It started a few weeks ago. I was sitting in a Barnes & Noble, having a coffee and reading The Best American Poetry 2015, and I was gobsmacked by the combination of beauty and brazen, blazing — dangerous, even — innocence of the passing teen boys and, too, my even more dangerous reaction to it. So, I wrote about it. And instead of the usual notebook entry that ends up going nowhere, that scribbling of my emotional tsunami became what I took to be a poem. Since then, other storms of feeling have shaped themselves into poetry. I do not kid myself that I have any gift for this, but, it is what I have to give to you for Christmas 2015. So, here you go.
TALL BOYS IN THE MALL
Tall boys in the mall
boys all noise
& ballsy bluster boys
so easily flustered by the gaze of
love for tall boys from
this cussed old man.
That was the first. A few days later, this . . .
THE ONLY KIND OF LOVE SONG I KNOW IS NAMED “GOODBYE”
Something carefully submerged
in me, the
stuff of soul
essence you made sing
cannot be for(you)given.
That was the next, followed, soon, by . . .
OLGA, OUR DINER WAITRESS
Snorting coke in a New Haven gay bar bathroom
thirty-four years ago
yesterday remembered because: reasons.
Olga, our diner waitress, sits w/us & we ask
about her sister who has come here from Greece, now
& Olga says; “Not good.”
no lemon in my iced tea
and my sister died recently
so Olga is loath to tell us details
when we ask about her sister, Olga says,
“I want to spare you memories. Not good.”
Olga steers me to the calf liver special
(see what I did there) and laughs
at my jokes & calls me honey
& Olga, sitting in our booth,
asks how is my Mom
& then difficult woman at table 3 waves at me
difficult woman at table 3 wants Olga’s attention
& I am forced to interrupt Olga’s explanation
of details of her sister’s “not good”
so difficult woman at table 3 can snivel to Olga
“This burger tastes wrong. The meat is bad.”
she wants a crab cake for the same price
I am furious on Olga’s behalf
I tell Olga it is a scam, she says, “Honey,”
she calls me Honey, “choose your battles.”
Olga says her sister, who is not good
has chosen not to take pain meds –
they are all I want
because I did not
choose my battles
I fought everything
snorted coke in a New Haven gay bar bathroom
thirty-four years ago
that night I was fired from waiting tables
for that battle where I threw a pizza
at a table of Yale football players
who had called me “faggot”
rude men rude boys who chased me down the street
but I had a head start and ducked into the gay bar
in New Haven where I snorted coke
thirty-four years ago and yesterday remembered
when Olga, our diner waitress, sat with us. She remembers
I hate lemons in my iced tea
& my sister died
& Olga’s sister is not good
& we must, honey, choose our battles
Long, formless, yes. But, Olga. And the diner. The relationships we make with people outside the boundaries of how “relationships” are often defined. It struck me. I wrote it. About a week later, I was feeling really like crap and wishing I had an in real life literary group to call my own and so spit this out, fast and barely punctuated . . .

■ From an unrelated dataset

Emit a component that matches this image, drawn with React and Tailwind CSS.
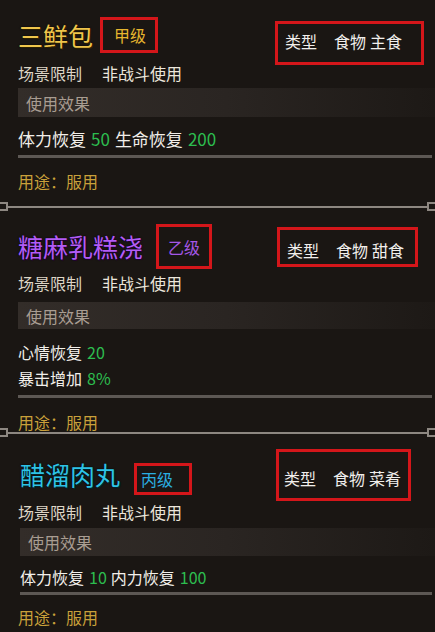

SUICIDEATION UN-NUMBERED (in the millions, those)
I’ve no literate Leonard nor literal lighthouse nor beguiling band of Bloomsburyans nor vervain of a Vita so why these stones in my pockets?
I think it qualifies as a poem. Ha. After which I took a long break, or, rather, since I never intend to write poetry, there didn’t come until today any urge to speak focused truths, memories, in specific shape. But, today, for some unknown, unknowable reason, I was moved to write a sonnet. And, here it is:
The Semiotics of Sorrow, This Year When I Turned Fifty-Four
This year; Mommy having deftly dodged death
Said, “Remember B— C—? Your age? He died.”
I cried. Mommy, eighty-six, apologized,
“I didn’t know.” My age. Breathed his last breath.
This year; when I’d turned fifty-four, B— C—,
Dead. From the back seat, her, “I didn’t know”
So enraged and deflated me. “Well, no
You didn’t. I know.” He fucked then hid me
That year we were thirteen. Comparing cocks
Led to fumbling spurtings, we couldn’t last,
Blasting boy lusts and I said “love” too fast.
He didn’t. I know, now, there were no clocks
That year telling a time in which he’d not
Dread my love. I cried when he died this year.
That’s it. Merry Christmas, dear ones. Love and Light and all good things and joy for you and yours during your holidays.